Best practice for accessible web UI: implement body and headings in rem, convert design-tool px to rem (divide by 16 at default root), and use px→pt only when crossing into print deliverables—not as the primary screen unit.
Figma, web, and print handoff checklist
- Confirm the handoff assumes 96 DPI CSS pixels, not Photoshop’s legacy 72 PPI screen assumption or arbitrary export scales.
- Map the approved type scale once (e.g. 12 / 14 / 16 / 18 / 24 px) to pt for print using the chart above; store both columns in your token JSON.
- For
@media print, you may setfont-size: 12ptdirectly; for screen, prefer1remand let user font preferences scale text. - High-DPI phones do not change the math: 16 CSS px still converts to 12 pt; only the physical pixel density increases.
Common mistakes to avoid
- Using 72 DPI for px↔pt on the web—that was an old Mac convention; CSS uses 96 px per inch, which yields 0.75, not 1.0.
- Treating pt like px on screen—they render at the fixed ratio but do not respect user root font-size changes the way rem does.

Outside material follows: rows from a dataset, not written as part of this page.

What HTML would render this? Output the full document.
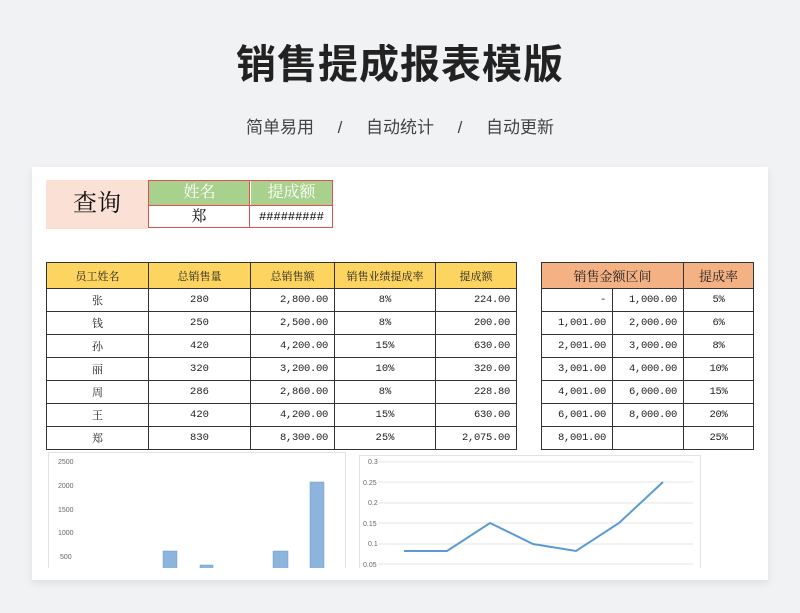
<!DOCTYPE html>
<html><head><meta charset="utf-8"><style>
body{margin:0;width:800px;height:613px;background:#f1f2f4;font-family:"Liberation Sans","Noto Sans CJK SC",sans-serif;position:relative;overflow:hidden}
.a{position:absolute}
h1{position:absolute;left:0;width:800px;top:32px;margin:0;text-align:center;font-size:40px;font-weight:bold;color:#222;letter-spacing:1px}
.sub{position:absolute;left:0;width:800px;top:113px;text-align:center;font-size:17px;color:#444}
.card{position:absolute;left:32px;top:167px;width:736px;height:413px;background:#fff;box-shadow:0 3px 8px rgba(0,0,0,.08);overflow:hidden}
table{border-collapse:collapse;position:absolute;font-family:"Liberation Serif","Noto Serif CJK SC",serif;font-size:11px;color:#222}
td{border:1px solid #333;text-align:center;padding:0;height:22px}
.r{text-align:right;padding-right:6px;font-family:"Liberation Mono",monospace;font-size:10.5px;letter-spacing:-0.3px}
.n td{font-family:"Liberation Mono","Noto Serif CJK SC",monospace;font-size:10.5px}
.n td:first-child{font-family:"Liberation Serif","Noto Serif CJK SC",serif;font-size:11px}
.ser{font-family:"Liberation Serif","Noto Serif CJK SC",serif}
</style></head><body>
<h1>销售提成报表模版</h1>
<div class="sub">简单易用&nbsp;&nbsp;&nbsp;&nbsp;&nbsp;/&nbsp;&nbsp;&nbsp;&nbsp;&nbsp;自动统计&nbsp;&nbsp;&nbsp;&nbsp;&nbsp;/&nbsp;&nbsp;&nbsp;&nbsp;&nbsp;自动更新</div>
<div class="card">
<div class="a ser" style="left:14px;top:13px;width:102px;height:49px;background:#fbe0d6;font-size:24px;line-height:49px;text-align:center;color:#111">查询</div>
<div class="a ser" style="left:116px;top:13px;width:185px;height:48px;border:1px solid #e05050;box-sizing:border-box"></div>
<div class="a ser" style="left:117px;top:14px;width:101px;height:24px;background:#a9d18e;color:#fff;font-size:16px;line-height:24px;text-align:center">姓名</div>
<div class="a ser" style="left:219px;top:14px;width:81px;height:24px;background:#a9d18e;color:#fff;font-size:16px;line-height:24px;text-align:center">提成额</div>
<div class="a" style="left:217px;top:14px;width:1px;height:46px;background:#e05050"></div>
<div class="a" style="left:117px;top:38px;width:183px;height:1px;background:#e05050"></div>
<div class="a ser" style="left:117px;top:39px;width:100px;height:22px;font-size:15px;line-height:22px;text-align:center">郑</div>
<div class="a" style="left:219px;top:39px;width:81px;height:22px;font-size:12px;line-height:22px;text-align:center;font-family:'Liberation Mono',monospace">#########</div>

<table style="left:14px;top:95px;width:471px">
<tr style="background:#fcd45f"><td style="width:101px;height:25px">员工姓名</td><td style="width:101px">总销售量</td><td style="width:83px">总销售额</td><td style="width:100px">销售业绩提成率</td><td>提成额</td></tr>
<tr class="n"><td>张</td><td>280</td><td class="r">2,800.00</td><td>8%</td><td class="r">224.00</td></tr>
<tr class="n"><td>钱</td><td>250</td><td class="r">2,500.00</td><td>8%</td><td class="r">200.00</td></tr>
<tr class="n"><td>孙</td><td>420</td><td class="r">4,200.00</td><td>15%</td><td class="r">630.00</td></tr>
<tr class="n"><td>丽</td><td>320</td><td class="r">3,200.00</td><td>10%</td><td class="r">320.00</td></tr>
<tr class="n"><td>周</td><td>286</td><td class="r">2,860.00</td><td>8%</td><td class="r">228.80</td></tr>
<tr class="n"><td>王</td><td>420</td><td class="r">4,200.00</td><td>15%</td><td class="r">630.00</td></tr>
<tr class="n"><td>郑</td><td>830</td><td class="r">8,300.00</td><td>25%</td><td class="r">2,075.00</td></tr>
</table>

<table style="left:509px;top:95px;width:213px">
<tr style="background:#f4b183;font-size:13px"><td colspan="2" style="height:25px">销售金额区间</td><td>提成率</td></tr>
<tr><td class="r" style="width:64px">-</td><td class="r" style="width:64px">1,000.00</td><td class="r" style="text-align:center;padding:0">5%</td></tr>
<tr><td class="r">1,001.00</td><td class="r">2,000.00</td><td class="r" style="text-align:center;padding:0">6%</td></tr>
<tr><td class="r">2,001.00</td><td class="r">3,000.00</td><td class="r" style="text-align:center;padding:0">8%</td></tr>
<tr><td class="r">3,001.00</td><td class="r">4,000.00</td><td class="r" style="text-align:center;padding:0">10%</td></tr>
<tr><td class="r">4,001.00</td><td class="r">6,000.00</td><td class="r" style="text-align:center;padding:0">15%</td></tr>
<tr><td class="r">6,001.00</td><td class="r">8,000.00</td><td class="r" style="text-align:center;padding:0">20%</td></tr>
<tr><td class="r">8,001.00</td><td class="r"></td><td class="r" style="text-align:center;padding:0">25%</td></tr>
</table>

<svg class="a" style="left:0;top:0" width="736" height="401" font-family="Liberation Sans" font-size="7" fill="#666">
<rect x="16.5" y="285.5" width="297" height="130" fill="none" stroke="#e2e2e2"/>
<text x="26" y="297">2500</text><text x="26" y="321">2000</text><text x="26" y="345">1500</text><text x="26" y="368">1000</text><text x="28" y="392">500</text>
<g fill="#8db4dc" stroke="#6d9ccc" stroke-width=".5"><rect x="131" y="384" width="14" height="20"/><rect x="168" y="398" width="13" height="6"/><rect x="241" y="384" width="15" height="20"/><rect x="278" y="315" width="14" height="90"/></g>
<rect x="327.5" y="288.5" width="341" height="130" fill="none" stroke="#e2e2e2"/>
<g stroke="#e6e6e6"><line x1="346" x2="661" y1="295" y2="295"/><line x1="346" x2="661" y1="315" y2="315"/><line x1="346" x2="661" y1="336" y2="336"/><line x1="346" x2="661" y1="356" y2="356"/><line x1="346" x2="661" y1="377" y2="377"/><line x1="346" x2="661" y1="397" y2="397"/></g>
<text x="336" y="297">0.3</text><text x="331" y="318">0.25</text><text x="336" y="338">0.2</text><text x="331" y="359">0.15</text><text x="336" y="379">0.1</text><text x="331" y="400">0.05</text>
<polyline points="372,384 415,384 458,356 501,377 544,384 587,356 631,315" fill="none" stroke="#5b9bd5" stroke-width="2"/>
</svg>
</div>
</body></html>
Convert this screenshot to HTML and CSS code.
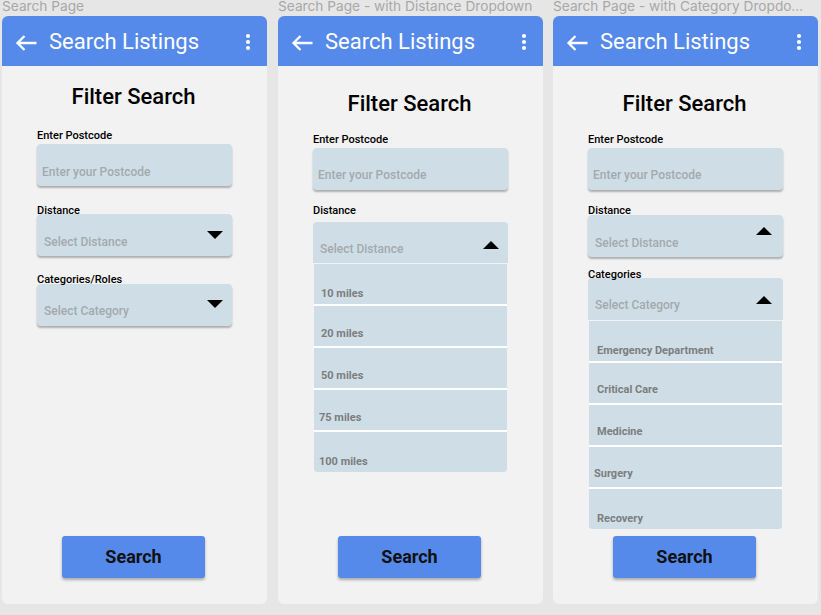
FILE: index.html
```html
<!DOCTYPE html>
<html lang="en">
<head>
<meta charset="utf-8">
<title>Search Listings</title>
<link rel="stylesheet" href="styles.css">
</head>
<body>
<div class="canvas">

  <section class="col">
    <div class="frame-name">Search Page</div>
    <div class="frame">
      <header class="appbar">
        <svg class="back" width="22" height="16" viewBox="0 0 22 16"><path d="M21.5 8H2.5M9.5 1L2.5 8L9.5 15" fill="none" stroke="#fff" stroke-width="2.3"/></svg>
        <span class="appbar-title">Search Listings</span>
        <svg class="more" width="6" height="18" viewBox="0 0 6 18"><circle cx="3" cy="3" r="2.1" fill="#fff"/><circle cx="3" cy="9" r="2.1" fill="#fff"/><circle cx="3" cy="15" r="2.1" fill="#fff"/></svg>
      </header>
      <div class="body">
        <h1 class="title t1">Filter Search</h1>
        <div class="label f1-l1">Enter Postcode</div>
        <div class="field f1-b1"><span class="ph ph-code">Enter your Postcode</span></div>
        <div class="label f1-l2">Distance</div>
        <div class="field f1-b2"><span class="ph">Select Distance</span><span class="tri down"></span></div>
        <div class="label f1-l3">Categories/Roles</div>
        <div class="field f1-b3"><span class="ph">Select Category</span><span class="tri down d2"></span></div>
        <button class="search">Search</button>
      </div>
    </div>
  </section>

  <section class="col">
    <div class="frame-name">Search Page - with Distance Dropdown</div>
    <div class="frame">
      <header class="appbar">
        <svg class="back" width="22" height="16" viewBox="0 0 22 16"><path d="M21.5 8H2.5M9.5 1L2.5 8L9.5 15" fill="none" stroke="#fff" stroke-width="2.3"/></svg>
        <span class="appbar-title">Search Listings</span>
        <svg class="more" width="6" height="18" viewBox="0 0 6 18"><circle cx="3" cy="3" r="2.1" fill="#fff"/><circle cx="3" cy="9" r="2.1" fill="#fff"/><circle cx="3" cy="15" r="2.1" fill="#fff"/></svg>
      </header>
      <div class="body">
        <h1 class="title t2">Filter Search</h1>
        <div class="label f2-l1">Enter Postcode</div>
        <div class="field f2-b1"><span class="ph ph-code">Enter your Postcode</span></div>
        <div class="label f2-l2">Distance</div>
        <div class="field open f2-b2"><span class="ph">Select Distance</span><span class="tri up u2"></span></div>
        <ul class="menu">
          <li>10 miles</li>
          <li>20 miles</li>
          <li>50 miles</li>
          <li class="shift">75 miles</li>
          <li class="shift">100 miles</li>
        </ul>
        <button class="search">Search</button>
      </div>
    </div>
  </section>

  <section class="col">
    <div class="frame-name clip">Search Page - with Category Dropdown</div>
    <div class="frame">
      <header class="appbar">
        <svg class="back" width="22" height="16" viewBox="0 0 22 16"><path d="M21.5 8H2.5M9.5 1L2.5 8L9.5 15" fill="none" stroke="#fff" stroke-width="2.3"/></svg>
        <span class="appbar-title">Search Listings</span>
        <svg class="more" width="6" height="18" viewBox="0 0 6 18"><circle cx="3" cy="3" r="2.1" fill="#fff"/><circle cx="3" cy="9" r="2.1" fill="#fff"/><circle cx="3" cy="15" r="2.1" fill="#fff"/></svg>
      </header>
      <div class="body">
        <h1 class="title t2">Filter Search</h1>
        <div class="label f2-l1">Enter Postcode</div>
        <div class="field f2-b1"><span class="ph ph-code">Enter your Postcode</span></div>
        <div class="label f3-l2">Distance</div>
        <div class="field f3-b2 wide-r"><span class="ph ph-lo">Select Distance</span><span class="tri up u3"></span></div>
        <div class="label f3-l3">Categories</div>
        <div class="field open f3-b3 wide-r"><span class="ph">Select Category</span><span class="tri up u2"></span></div>
        <ul class="menu m3">
          <li>Emergency Department</li>
          <li>Critical Care</li>
          <li>Medicine</li>
          <li class="shift2">Surgery</li>
          <li>Recovery</li>
        </ul>
        <button class="search">Search</button>
      </div>
    </div>
  </section>

</div>
</body>
</html>
```

FILE: styles.css
```css
* { box-sizing: border-box; }

html, body {
  margin: 0;
  padding: 0;
  background: #e6e6e6;
  font-family: Roboto, "Liberation Sans", Arial, sans-serif;
}

.canvas {
  display: flex;
  gap: 11px;
  padding-left: 2px;
  width: 821px;
  height: 615px;
  overflow: hidden;
}

.col {
  width: 265px;
  flex: 0 0 265px;
  display: flex;
  flex-direction: column;
}
.col:last-child { margin-left: -1px; }

.frame-name {
  font-family: Inter, Roboto, sans-serif;
  font-size: 13.7px;
  line-height: 16px;
  height: 16px;
  margin-top: -2px;
  margin-bottom: 2px;
  color: #a8a8a8;
  white-space: nowrap;
  overflow: hidden;
  text-overflow: ellipsis;
  max-width: 259px;
}
.frame-name.clip { max-width: 253px; }

.frame {
  height: 588px;
  background: #f2f2f2;
  border-radius: 6px;
  display: flex;
  flex-direction: column;
  overflow: hidden;
}

.appbar {
  height: 50px;
  background: #568aea;
  display: flex;
  align-items: center;
  padding: 0 16px 0 13px;
  color: #fff;
  flex: 0 0 50px;
}

.back { display: block; margin-top: 3px; }

.appbar-title {
  font-size: 22px;
  line-height: 26px;
  font-weight: 400;
  margin-left: 12px;
  margin-top: 2px;
}

.more { display: block; margin-left: auto; margin-top: 1px; }

.body {
  flex: 1;
  display: flex;
  flex-direction: column;
  padding: 0 35px;
}

.title {
  margin: 0;
  font-size: 22px;
  line-height: 26px;
  font-weight: 500;
  color: #000;
  text-align: center;
  padding-right: 2px;
}
.t1 { margin-top: 18px; }
.t2 { margin-top: 25px; }

.label {
  font-size: 11px;
  line-height: 13px;
  font-weight: 500;
  color: #000;
  position: relative;
  z-index: 1;
}

.field {
  width: 195px;
  height: 42px;
  background: #cfdee6;
  border-radius: 4px;
  box-shadow: 0 2px 2px rgba(0, 0, 0, 0.28);
  display: flex;
  align-items: flex-start;
  justify-content: space-between;
  padding: 0 9px 0 7px;
}
.field.open {
  box-shadow: none;
  border-radius: 4px 4px 0 0;
}
.wide-r { padding-right: 11px; }

.ph {
  font-size: 12px;
  line-height: 14px;
  font-weight: 500;
  color: #a3a9ad;
  margin-top: 20px;
  white-space: nowrap;
}
.ph-code { margin-left: -2px; }
.ph-lo { margin-top: 21px; }
.f1-b1 .ph, .f1-b2 .ph { margin-top: 21px; }

.tri {
  width: 0;
  height: 0;
  border-left: 8.5px solid transparent;
  border-right: 8.5px solid transparent;
}
.tri.down { border-top: 8px solid #000; margin-top: 17px; }
.tri.down.d2 { margin-top: 16px; }
.tri.up { border-bottom: 8px solid #000; }
.tri.u2 { margin-top: 19px; }
.tri.u3 { margin-top: 12px; }

/* frame 1 spacing */
.f1-l1 { margin-top: 19px; }
.f1-b1 { margin-top: 2px; }
.f1-l2 { margin-top: 18px; }
.f1-b2 { margin-top: -3px; }
.f1-l3 { margin-top: 17px; }
.f1-b3 { margin-top: -2px; }

/* frame 2 spacing */
.f2-l1 { margin-top: 16px; }
.f2-b1 { margin-top: 2px; }
.f2-l2 { margin-top: 14px; }
.f2-b2 { margin-top: 5px; height: 41px; }

/* frame 3 spacing */
.f3-l2 { margin-top: 14px; }
.f3-b2 { margin-top: -2px; }
.f3-l3 { margin-top: 11px; }
.f3-b3 { margin-top: -3px; }
.f3-b3 .tri.u2 { margin-top: 18px; }

.menu {
  list-style: none;
  margin: 1px 1px 0;
  padding: 0;
  width: 193px;
  display: flex;
  flex-direction: column;
  gap: 2px;
  background: #ffffff;
  border-radius: 0 0 3px 3px;
  overflow: hidden;
}
.menu li {
  height: 40px;
  background: #cfdee6;
  font-size: 11px;
  line-height: 13px;
  font-weight: 700;
  color: #7b7d7f;
  padding: 21px 0 0 7px;
}
.menu li:first-child { padding-top: 23px; }
.menu li:last-child { padding-top: 23px; }
.menu li.shift { padding-left: 5px; }
.m3 li { padding-left: 8px; padding-top: 20px; }
.m3 li.shift2 { padding-left: 5px; }

.search {
  margin: auto 0 26px 25px;
  width: 143px;
  height: 42px;
  border: 0;
  border-radius: 3px;
  background: #568aea;
  box-shadow: 0 2px 3px rgba(0, 0, 0, 0.3);
  font-family: Roboto, "Liberation Sans", Arial, sans-serif;
  font-size: 18px;
  line-height: 42px;
  font-weight: 700;
  color: #111;
  padding: 0;
}
```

- Rounding every intermediate step—carry full precision (e.g. 14 pt → 18.666… px) and round once for the final CSS value.
- Mixing physical printer DPI with CSS px—printer resolution (300/600 DPI) affects output quality, not the pt = px × 0.75 formula.
Exactness and round-trip verification
Factors 0.75 and 4/3 are exact rationals from 72/96. Converting 16 px → 12 pt → 16 px should recover the original within floating-point limits. Anchor checks: 1 px = 0.75 pt, 16 px = 12 pt, 96 px = 72 pt = 1 in.
Related typography converters
For the inverse of this page, open point to pixel. For inch-based layout and plate sizing, see point to inch, inch to point, and point to pica. Browse all typography tools on the typography category page.
Frequently asked questions
What is the formula to convert pixels to points?
pt = px × 0.75, or pt = px × (72 ÷ 96). At the CSS reference resolution of 96 pixels per inch, each pixel equals three-quarters of a point.
What is the formula to convert points to pixels?
px = pt ÷ 0.75, equivalently px = pt × (96 ÷ 72) = pt × 4/3. Example: 12 pt = 16 px.
How many points is 16px?
16 px = 12 pt at 96 DPI. This is the most common body-text pairing between web defaults and print conventions.
How many pixels is 12pt?
12 pt = 16 px under the standard 96 px per inch CSS mapping. That is why Word’s 12 pt body text aligns with 16 px in browser default stylesheets.
Why is 1 pixel equal to 0.75 points and not 1 point?
Because there are 96 CSS pixels per inch but only 72 points per inch. The ratio 72/96 reduces to 3/4, so each pixel is smaller than a point on the same inch ruler.
Does Retina or 4K change the px to pt conversion?
No. Device Pixel Ratio affects how many physical dots draw a CSS pixel, but the logical conversion at 96 DPI remains 1 px = 0.75 pt. Always work in CSS pixels for layout math.
Should I use pt or px for website font-size?
For screen UI, prefer rem (or em) so text respects user font settings. Use px for fine non-text details (borders, shadows). Reserve pt mainly for print stylesheets or when matching a print spec exactly.
How do I convert Figma px values to pt for a print brochure?
Multiply each px font size by 0.75 to get pt. Example: a 20 px Figma style becomes 15 pt in InDesign. Document the conversion in your handoff notes so production does not re-scale manually.
What is 14px in points?
14 px = 10.5 pt (14 × 0.75). This is a frequent UI body size between compact 12 px and standard 16 px scales.
Is the pixel to point conversion exact?
Yes. The relationship uses exact rational numbers from 72 pt and 96 px per inch. Any visible difference comes from display rounding, not from an approximate factor.
How does px to pt relate to rem?
With the default 16 px root, 1 rem = 16 px = 12 pt. To go from rem to pt, multiply rem by 16, then by 0.75—or multiply rem by 12 directly at that default root.